No, not the Olympics – but the World Shakespeare Festival.

But it’s ironical that we should be celebrating the work of a writer singlehandedly responsible for expanding the English language immeasurably at a time when public busybodies are doing their level best to contract it.

“Dad’ appears to be the latest word to fall foul of the vocabulary police now that the NHS has decided to remove it from pregnancy handbooks for fear of upsetting gay and lesbian parents. “Mum”, presumably, too.

This, you may remember, follows a recent suggestion by Liverpool City Council that the word “obese” be banned from any literature promoting healthy eating among children. The word “obesity”, it was claimed, stigmatised those of the salad-dodging persuasion, potentially damaging them for life.

In place of the word “obesity” the Council considered adopting the phrase “unhealthy weight” whose neutral connotations, it was thought, would offend no one’s sensitivities - least of all, of course, the very people whose sensitivities need challenging if they’re to be persuaded to go on a diet.

And now we can’t even call them “fat” for to do so, MPs are suggesting, could be construed as a hate crime under current equalities legislation.

At this point I’d better declare an interest since shedding blubber has been a constant (and sadly fruitless) preoccupation of mine for many years now. But if anyone called me fat - as opposed to tubby, stout, overweight, or well-upholstered - I hope I’d be ...erm...big enough to take it on the chin. Or one of them at any rate.

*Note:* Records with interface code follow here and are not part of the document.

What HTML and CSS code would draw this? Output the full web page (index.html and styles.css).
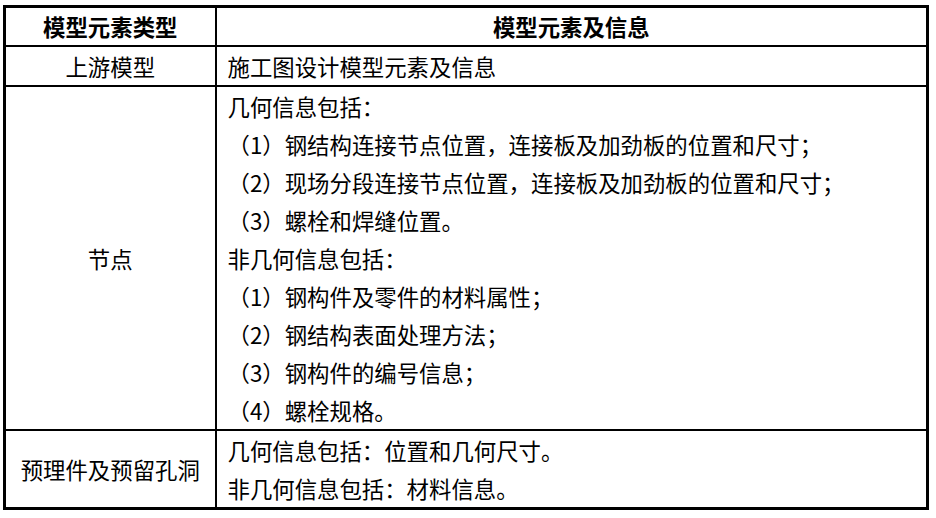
FILE: index.html
```html
<!DOCTYPE html>
<html lang="zh-CN">
<head>
<meta charset="utf-8">
<link rel="stylesheet" href="styles.css">
</head>
<body>
<table class="spec">
  <colgroup><col class="c1"><col class="c2"></colgroup>
  <thead>
    <tr><th>模型元素类型</th><th>模型元素及信息</th></tr>
  </thead>
  <tbody>
    <tr><td class="type">上游模型</td><td class="info">施工图设计模型元素及信息</td></tr>
    <tr>
      <td class="type">节点</td>
      <td class="info">
        <div>几何信息包括：</div>
        <div>（1）钢结构连接节点位置，连接板及加劲板的位置和尺寸；</div>
        <div>（2）现场分段连接节点位置，连接板及加劲板的位置和尺寸；</div>
        <div>（3）螺栓和焊缝位置。</div>
        <div>非几何信息包括：</div>
        <div>（1）钢构件及零件的材料属性；</div>
        <div>（2）钢结构表面处理方法；</div>
        <div>（3）钢构件的编号信息；</div>
        <div>（4）螺栓规格。</div>
      </td>
    </tr>
    <tr>
      <td class="type">预理件及预留孔洞</td>
      <td class="info">
        <div>几何信息包括：位置和几何尺寸。</div>
        <div>非几何信息包括：材料信息。</div>
      </td>
    </tr>
  </tbody>
</table>
</body>
</html>
```
FILE: styles.css
```css
html, body {
  margin: 0;
  padding: 0;
  background: #fff;
}
body {
  padding: 5px 0 0 3px;
  font-family: "Noto Sans CJK SC", "Noto Sans", sans-serif;
  color: #000;
}
.spec {
  border-collapse: collapse;
  width: 926px;
  border: 3px solid #000;
  font-size: 22.4px;
  line-height: 38px;
}
.c1 { width: 211px; }
.spec th, .spec td {
  border: 2px solid #000;
  padding: 0;
  vertical-align: middle;
}
.spec th {
  font-weight: bold;
  text-align: center;
  height: 37px;
  line-height: 37px;
}
.spec td.type {
  text-align: center;
}
.spec td.info {
  text-align: left;
  padding-left: 11px;
}
```
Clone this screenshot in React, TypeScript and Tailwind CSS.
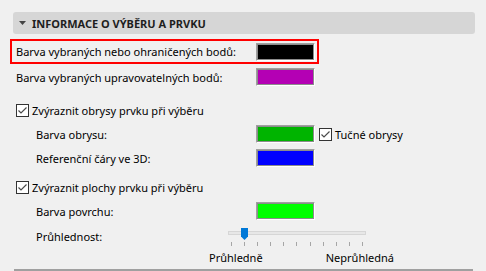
import React from 'react';

function Swatch({ color }: { color: string }) {
  return (
    <div className="w-[59px] h-[18px] border border-t-[#a0a0a0] border-l-[#a0a0a0] border-r-white border-b-white">
      <div className="w-full h-full border border-[#8c8c8c]" style={{ backgroundColor: color }} />
    </div>
  );
}

function Check() {
  return (
    <div className="w-[13px] h-[13px] shrink-0 border border-[#333333] bg-white flex items-center justify-center">
      <svg width="11" height="11" viewBox="0 0 11 11">
        <path d="M1.5 5.5 L4 8 L9.5 2.5" fill="none" stroke="#4a4a4a" strokeWidth="1.2" />
      </svg>
    </div>
  );
}

const ticks = Array.from({ length: 11 }, (_, i) => i);

export default function App() {
  return (
    <div
      className="w-[486px] h-[271px] bg-[#f0f0f0] text-black text-[11px] leading-none overflow-hidden"
      style={{ fontFamily: '"Noto Sans", "DejaVu Sans", sans-serif' }}
    >
      <div className="pl-[13px] pr-[11px] pt-[12px]">
        {/* section header */}
        <div className="h-[22px] rounded-[3px] bg-[#d6d6d6] flex items-center">
          <svg width="7" height="4" viewBox="0 0 7 4" className="ml-[6px]">
            <path d="M0 0 H7 L3.5 4 Z" fill="#444444" />
          </svg>
          <span className="ml-[6px] font-bold text-[#1e1e1e] text-[11px]">INFORMACE O VÝBĚRU A PRVKU</span>
        </div>

        {/* highlighted row */}
        <div className="mt-[5px] -ml-[3px] w-[309px] h-[25px] border-2 border-[#ff0000] flex items-center pl-[4px]">
          <span className="w-[240px]">Barva vybraných nebo ohraničených bodů:</span>
          <Swatch color="#000000" />
        </div>

        <div className="h-[26px] flex items-center pl-[3px]">
          <span className="w-[240px]">Barva vybraných upravovatelných bodů:</span>
          <Swatch color="#b400b4" />
        </div>

        <div className="mt-[8px] h-[24px] flex items-center pl-[3px] gap-[3px]">
          <Check />
          <span>Zvýraznit obrysy prvku při výběru</span>
        </div>
        <div className="h-[24px] flex items-center pl-[23px]">
          <span className="w-[220px]">Barva obrysu:</span>
          <Swatch color="#00b400" />
          <div className="ml-[4px] flex items-center gap-[3px]">
            <Check />
            <span>Tučné obrysy</span>
          </div>
        </div>
        <div className="h-[24px] flex items-center pl-[23px]">
          <span className="w-[220px]">Referenční čáry ve 3D:</span>
          <Swatch color="#0000ff" />
        </div>

        <div className="mt-[5px] h-[24px] flex items-center pl-[3px] gap-[3px]">
          <Check />
          <span>Zvýraznit plochy prvku při výběru</span>
        </div>
        <div className="h-[24px] flex items-center pl-[23px]">
          <span className="w-[220px]">Barva povrchu:</span>
          <Swatch color="#00ff00" />
        </div>

        <div className="mt-[1px] h-[24px] flex items-center pl-[23px]">
          <span className="w-[192px]">Průhlednost:</span>
          <div className="relative w-[138px] h-[24px]">
            <div className="absolute left-0 top-[7px] w-[138px] h-[4px] bg-[#e7e7e7] border border-[#d6d6d6]" />
            <svg width="7" height="12" viewBox="0 0 7 12" className="absolute left-[13px] top-[4px]">
              <path d="M0 0 H7 V8.5 L3.5 12 L0 8.5 Z" fill="#0078d7" />
            </svg>
            <div className="absolute left-[3px] top-[18px] w-[132px] flex justify-between">
              {ticks.map((t) => (
                <div key={t} className="w-px h-[4px] bg-[#a6a6a6]" />
              ))}
            </div>
          </div>
        </div>

        <div className="h-[18px] flex items-center pl-[196px] w-[381px] justify-between">
          <span>Průhledně</span>
          <span>Neprůhledná</span>
        </div>

        <div className="mt-[3px] ml-[1px] w-[459px] h-[2px] bg-[#a0a0a0]" />
      </div>
    </div>
  );
}
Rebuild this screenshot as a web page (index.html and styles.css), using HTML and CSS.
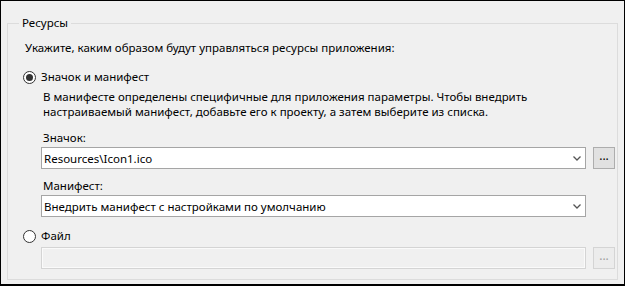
FILE: index.html
```html
<!DOCTYPE html>
<html>
<head>
    <title>Ресурсы</title>
    <meta charset="utf-8">
    <link rel="stylesheet" href="styles.css">
</head>
<body>
    <div class="window">
        <fieldset class="group">
            <legend>Ресурсы</legend>
            <p class="hint">Укажите, каким образом будут управляться ресурсы приложения:</p>

            <label class="radio">
                <span class="radio-dot checked"></span>
                Значок и манифест
            </label>
            <div class="option-body">
                <p class="desc">В манифесте определены специфичные для приложения параметры. Чтобы внедрить<br>настраиваемый манифест, добавьте его к проекту, а затем выберите из списка.</p>

                <div class="field-label first">Значок:</div>
                <div class="row">
                    <div class="combo">
                        <span class="combo-text">Resources\Icon1.ico</span>
                        <svg class="arrow" width="8" height="5" viewBox="0 0 8 5"><path d="M0.5 0.5 L4 4 L7.5 0.5" fill="none" stroke="#555" stroke-width="1.3"/></svg>
                    </div>
                    <button class="browse">...</button>
                </div>

                <div class="field-label">Манифест:</div>
                <div class="row">
                    <div class="combo">
                        <span class="combo-text">Внедрить манифест с настройками по умолчанию</span>
                        <svg class="arrow" width="8" height="5" viewBox="0 0 8 5"><path d="M0.5 0.5 L4 4 L7.5 0.5" fill="none" stroke="#555" stroke-width="1.3"/></svg>
                    </div>
                </div>
            </div>

            <label class="radio radio-file">
                <span class="radio-dot"></span>
                Файл
            </label>
            <div class="option-body">
                <div class="row row-file">
                    <div class="textbox disabled"></div>
                    <button class="browse disabled">...</button>
                </div>
            </div>
        </fieldset>
    </div>
</body>
</html>
```

FILE: styles.css
```css
body {
    margin: 0;
    font-family: "Noto Sans", "Open Sans", sans-serif;
    font-size: 11.5px;
    color: #000;
}

.window {
    width: 625px;
    height: 286px;
    box-sizing: border-box;
    border: 1px solid #000;
    border-bottom-width: 2px;
    background-color: #f0f0f0;
    padding: 14px 6px 0 6px;
}

.group {
    margin: 0;
    padding: 0 0 0 15px;
    height: 265px;
    box-sizing: border-box;
    border: 1px solid #dcdcdc;
}

.group legend {
    margin-left: -4px;
    padding: 0 3px;
    line-height: 16px;
}

.hint {
    margin: 9px 0 0 2px;
    line-height: 16px;
}

.radio {
    display: flex;
    align-items: center;
    gap: 5px;
    margin-top: 13px;
    height: 16px;
    line-height: 16px;
}

.radio-dot {
    width: 11px;
    height: 11px;
    border: 1px solid #333;
    border-radius: 50%;
    background-color: #fff;
    display: flex;
    align-items: center;
    justify-content: center;
}

.radio-dot.checked::after {
    content: "";
    width: 7px;
    height: 7px;
    border-radius: 50%;
    background-color: #333;
}

.radio-file {
    margin-top: 11px;
}

.option-body {
    padding-left: 18px;
}

.desc {
    margin: 4px 0 0 2px;
    line-height: 15px;
}

.field-label {
    margin: 9px 0 0 2px;
    line-height: 16px;
}

.field-label.first {
    margin-top: 11px;
}

.row {
    display: flex;
    gap: 7px;
    margin-top: 1px;
}

.row-file {
    margin-top: 3px;
}

.combo,
.textbox {
    width: 545px;
    height: 22px;
    box-sizing: border-box;
    border: 1px solid #a5a5a5;
    background-color: #fff;
    display: flex;
    align-items: center;
    justify-content: space-between;
    padding: 0 4px 0 2px;
}

.arrow {
    margin-top: 1px;
}

.browse {
    width: 22px;
    height: 22px;
    padding: 0 0 4px 0;
    border: 1px solid #adadad;
    background-color: #e1e1e1;
    font-family: inherit;
    font-size: 12px;
    line-height: 10px;
    color: #000;
}

.textbox.disabled {
    border-color: #d4d4d4;
    background-color: #f0f0f0;
    box-shadow: inset 0 0 0 1px #fafafa;
}

.browse.disabled {
    border-color: #d4d4d4;
    background-color: #ececec;
    color: #a0a0a0;
}
```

But I digress. Other words - “husband” and “wife” for example - could shortly be pruned from our lexicon once same-sex marriage is up and running. No matter that the old English ring to both words is preferable to the new-fangled blandness of “partner”.

No matter that some men in fact do have “wives” and some women do have “husbands”.

There are some words that in any decent and inclusive society are rightly taboo. But, your honour, I would humbly contend that “husband”, “wife”, “dad”, “mum”, “obese”, and even “fat” are not among them.

Who knows what Shakespeare would have made of this depletion of our vocabulary and policing of our thoughts. Doubtless he’d have come up with a word for it - but not before some committee of public propriety had vetted it for correctness and, in the process, impoverished us all.